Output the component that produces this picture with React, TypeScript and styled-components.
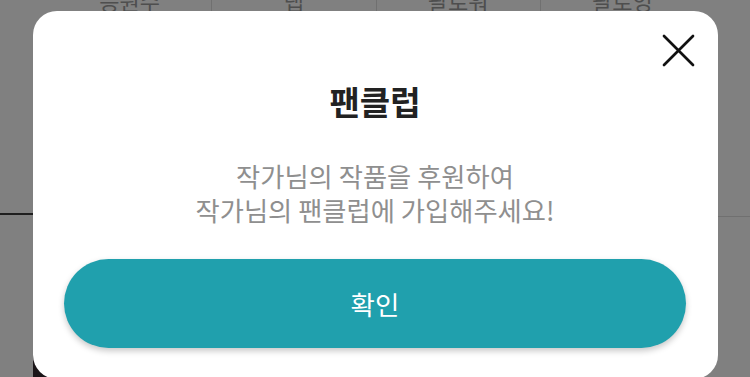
import React from "react";
import styled, { createGlobalStyle } from "styled-components";

const GlobalStyle = createGlobalStyle`
  html, body {
    margin: 0;
    padding: 0;
    background: #808080;
    overflow: hidden;
  }
  body {
    font-family: "Noto Sans CJK KR", "Noto Sans", sans-serif;
  }
  * { box-sizing: border-box; }
`;

const Page = styled.div`
  position: relative;
  width: 750px;
  height: 377px;
  overflow: hidden;
  display: flex;
  flex-direction: column;
  & > * { flex-shrink: 0; }
`;

const TabsRow = styled.div`
  display: flex;
  padding: 0 46px 0 48px;
  height: 30px;
  margin-top: -10px;
`;

const Tab = styled.div<{ $divider?: boolean }>`
  flex: 1;
  display: flex;
  justify-content: center;
  align-items: flex-start;
  font-size: 22px;
  line-height: 21px;
  color: #4e4e4e;
  border-right: ${(p) => (p.$divider ? "1px solid #707070" : "none")};
`;

const Spacer = styled.div`
  height: 193px;
`;

const SectionLine = styled.div`
  display: flex;
  align-items: flex-start;
  height: 4px;
`;

const LeftRule = styled.div`
  width: 40px;
  height: 2px;
  background: #1f1f1f;
`;

const RightRule = styled.div`
  flex: 1;
  height: 1px;
  margin-top: 3px;
  background: #707070;
`;

const DarkBlock = styled.div`
  margin: 138px 0 0 33px;
  width: 30px;
  height: 22px;
  background: #1a1518;
`;

const Modal = styled.div`
  position: absolute;
  left: 33px;
  top: 11px;
  width: 685px;
  height: 368px;
  background: #ffffff;
  border-radius: 24px;
  display: flex;
  flex-direction: column;
  align-items: center;
  padding: 70px 32px 0 31px;
`;

const CloseButton = styled.button`
  position: absolute;
  top: 23px;
  right: 23px;
  width: 33px;
  height: 33px;
  padding: 0;
  border: none;
  background: transparent;
  display: flex;
  align-items: center;
  justify-content: center;
`;

const Title = styled.h2`
  margin: 0;
  font-size: 33px;
  line-height: 40px;
  font-weight: 700;
  color: #222222;
  letter-spacing: 0;
`;

const Message = styled.p`
  margin: 38px 0 0;
  font-size: 26.3px;
  line-height: 34px;
  font-weight: 400;
  color: #8f8f8f;
  text-align: center;
`;

const ConfirmButton = styled.button`
  margin-top: 32px;
  width: 100%;
  height: 89px;
  border: none;
  border-radius: 45px;
  background: #20a0ad;
  box-shadow: 0 3px 6px rgba(0, 0, 0, 0.22);
  color: #ffffff;
  font-family: "Noto Sans CJK KR", "Noto Sans", sans-serif;
  font-size: 26.5px;
  font-weight: 400;
  display: flex;
  align-items: center;
  justify-content: center;
`;

const tabs = ["응원수", "랩", "팔로워", "팔로잉"];

export default function App() {
  return (
    <>
      <GlobalStyle />
      <Page>
        <TabsRow>
          {tabs.map((t, i) => (
            <Tab key={t} $divider={i < tabs.length - 1}>
              {t}
            </Tab>
          ))}
        </TabsRow>
        <Spacer />
        <SectionLine>
          <LeftRule />
          <RightRule />
        </SectionLine>
        <DarkBlock />
        <Modal>
          <CloseButton aria-label="닫기">
            <svg width="33" height="33" viewBox="0 0 33 33">
              <path
                d="M2 2 L31 31 M31 2 L2 31"
                stroke="#111"
                strokeWidth="2.7"
                strokeLinecap="round"
                fill="none"
              />
            </svg>
          </CloseButton>
          <Title>팬클럽</Title>
          <Message>
            작가님의 작품을 후원하여
            <br />
            작가님의 팬클럽에 가입해주세요!
          </Message>
          <ConfirmButton>확인</ConfirmButton>
        </Modal>
      </Page>
    </>
  );
}
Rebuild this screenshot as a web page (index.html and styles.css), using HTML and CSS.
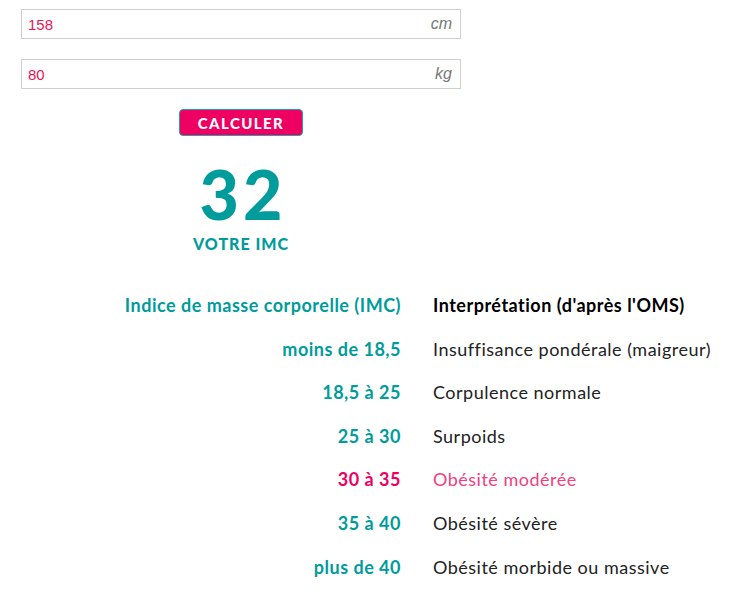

■ ■ ■ ■ ■ ■ ■

> Aim:
Repeat all of the records verbatim, leaving out the pictures.

> Complete answer:
Output the component that produces this picture with React, TypeScript and styled-components.
import React from "react";
import styled, { createGlobalStyle } from "styled-components";

const GlobalStyle = createGlobalStyle`
  html, body {
    margin: 0;
    padding: 0;
    background: #808080;
    overflow: hidden;
  }
  body {
    font-family: "Noto Sans CJK KR", "Noto Sans", sans-serif;
  }
  * { box-sizing: border-box; }
`;

const Page = styled.div`
  position: relative;
  width: 750px;
  height: 377px;
  overflow: hidden;
  display: flex;
  flex-direction: column;
  & > * { flex-shrink: 0; }
`;

const TabsRow = styled.div`
  display: flex;
  padding: 0 46px 0 48px;
  height: 30px;
  margin-top: -10px;
`;

const Tab = styled.div<{ $divider?: boolean }>`
  flex: 1;
  display: flex;
  justify-content: center;
  align-items: flex-start;
  font-size: 22px;
  line-height: 21px;
  color: #4e4e4e;
  border-right: ${(p) => (p.$divider ? "1px solid #707070" : "none")};
`;

const Spacer = styled.div`
  height: 193px;
`;

const SectionLine = styled.div`
  display: flex;
  align-items: flex-start;
  height: 4px;
`;

const LeftRule = styled.div`
  width: 40px;
  height: 2px;
  background: #1f1f1f;
`;

const RightRule = styled.div`
  flex: 1;
  height: 1px;
  margin-top: 3px;
  background: #707070;
`;

const DarkBlock = styled.div`
  margin: 138px 0 0 33px;
  width: 30px;
  height: 22px;
  background: #1a1518;
`;

const Modal = styled.div`
  position: absolute;
  left: 33px;
  top: 11px;
  width: 685px;
  height: 368px;
  background: #ffffff;
  border-radius: 24px;
  display: flex;
  flex-direction: column;
  align-items: center;
  padding: 70px 32px 0 31px;
`;

const CloseButton = styled.button`
  position: absolute;
  top: 23px;
  right: 23px;
  width: 33px;
  height: 33px;
  padding: 0;
  border: none;
  background: transparent;
  display: flex;
  align-items: center;
  justify-content: center;
`;

const Title = styled.h2`
  margin: 0;
  font-size: 33px;
  line-height: 40px;
  font-weight: 700;
  color: #222222;
  letter-spacing: 0;
`;

const Message = styled.p`
  margin: 38px 0 0;
  font-size: 26.3px;
  line-height: 34px;
  font-weight: 400;
  color: #8f8f8f;
  text-align: center;
`;

const ConfirmButton = styled.button`
  margin-top: 32px;
  width: 100%;
  height: 89px;
  border: none;
  border-radius: 45px;
  background: #20a0ad;
  box-shadow: 0 3px 6px rgba(0, 0, 0, 0.22);
  color: #ffffff;
  font-family: "Noto Sans CJK KR", "Noto Sans", sans-serif;
  font-size: 26.5px;
  font-weight: 400;
  display: flex;
  align-items: center;
  justify-content: center;
`;

const tabs = ["응원수", "랩", "팔로워", "팔로잉"];

export default function App() {
  return (
    <>
      <GlobalStyle />
      <Page>
        <TabsRow>
          {tabs.map((t, i) => (
            <Tab key={t} $divider={i < tabs.length - 1}>
              {t}
            </Tab>
          ))}
        </TabsRow>
        <Spacer />
        <SectionLine>
          <LeftRule />
          <RightRule />
        </SectionLine>
        <DarkBlock />
        <Modal>
          <CloseButton aria-label="닫기">
            <svg width="33" height="33" viewBox="0 0 33 33">
              <path
                d="M2 2 L31 31 M31 2 L2 31"
                stroke="#111"
                strokeWidth="2.7"
                strokeLinecap="round"
                fill="none"
              />
            </svg>
          </CloseButton>
          <Title>팬클럽</Title>
          <Message>
            작가님의 작품을 후원하여
            <br />
            작가님의 팬클럽에 가입해주세요!
          </Message>
          <ConfirmButton>확인</ConfirmButton>
        </Modal>
      </Page>
    </>
  );
}
Rebuild this screenshot as a web page (index.html and styles.css), using HTML and CSS.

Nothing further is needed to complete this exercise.